I’ve noticed that the work carried out in the lab, despite being very detailed, isn’t far from what I studied at AS Level, for example, the NMDA receptors found in the membranes of the dopamine cells remind me of transport proteins in the phospholipid bilayer of cells.  I really liked how I was able to use my knowledge of my school syllabus to understand elements of the work studied in the lab here. This scheme is definitely for anyone passionate in doing a science degree and it has cleared my mind and enabled me to see what I want to study at university.

By Paul Izevbuwa

Ruvimbo’s Rainbow Mitochondria

Ruvimbo spent two weeks in UCL’s Research Department of Neuroscience, Physiology & Pharmacology, in the group of Prof Josef Kittler and under the supervision of Christian Covill-Cooke.

We wanted to see the effect of antimycin-A on the production of  mitochondria derived vesicles (MDVs), a way to get rid of faulty mitochondia that contain ROS which is toxic to the cell, to compare to data provided by a published a paper about it. MDVs are vesicles have budded off the mitochondria that go to the lysosome to be destroyed.

In the experiment we had a control Cos cells (fibroblast-like cell line derived from monkey kidney tissue) in liquid with all needed nutrients, and Cos cells that were in antimycin-A and the nutrition liquid for 2 hours.  The cells were on top of microscope cover-slips.

After the time the cells were washed to remove the liquid and, in the other case, the antimycin-A. Then paraformaldehyde was added for 10 minutes to the cells to fix the cells to the cover slip. Then the cells were washed again then, a block was added for 40 minutes to stop the other proteins from interfering with the antibodies.

Then water was added to an ice cube tray. We used tweezers to remove the cover slips from the dish they were in, and dunked them individually in each ice cube tray slot to wash off the excess block.

Then on parafilm we separated it into 6 sections: 3 sections were of the control where there would be the primary antibodies of rabbit Tom 20 (a mitochondrial protein) and mouse miro 1; rabbit miro 1 and finally mouse Tom 20 and rabbit miro 1. The same procedure is done for the antimycin-A. Then two drops of each primary antibody was attached to the parafilm and then the cover slips were put on top of each, dropped cell side down so they would float and we left them there for an hour. Then they were washed again with the water in the ice cube tray. After the secondary antibodies were added in the same way as the primary antibodies and dropped cell side down (so they would attach to the primary antibodies) they have a fluorescent protein attached, so they can show us what we are looking for (Tom20). They were left for 40 minutes, then washed with the water in the ice cube tray.
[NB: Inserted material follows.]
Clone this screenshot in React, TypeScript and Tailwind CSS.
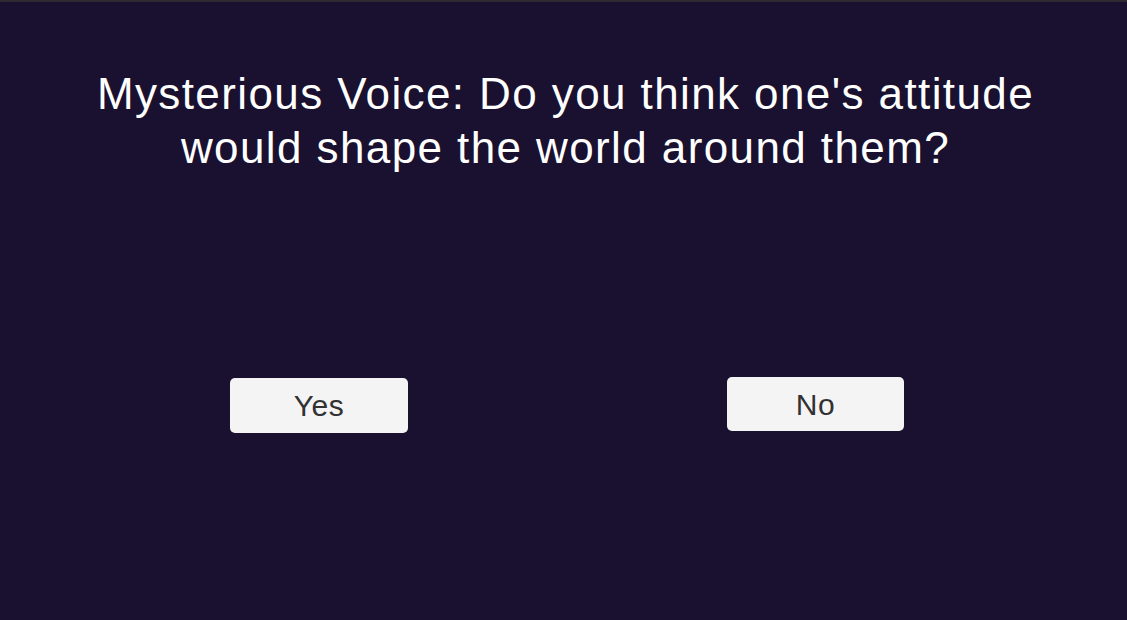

Then we put the cover slips on glass slides: one for control, the other for antimycin-a, and were stuck (cells facing upwards) with a mounting solution and it was left to dry under a box, so that the fluorescence would not be affected by the light. Then clear nail vanish was added to the edge of each cover slip to ensure the cover slip does not move around on the glass slide when they are viewed under the microscope.

Ruvimbo's rainbow mitochondria
This image is a picture of mitochondria cells in a neuron that were attached with green fluorescent protein under a confocal microscope. I changed the settings so that the mitochondria would be shown with rainbow colours.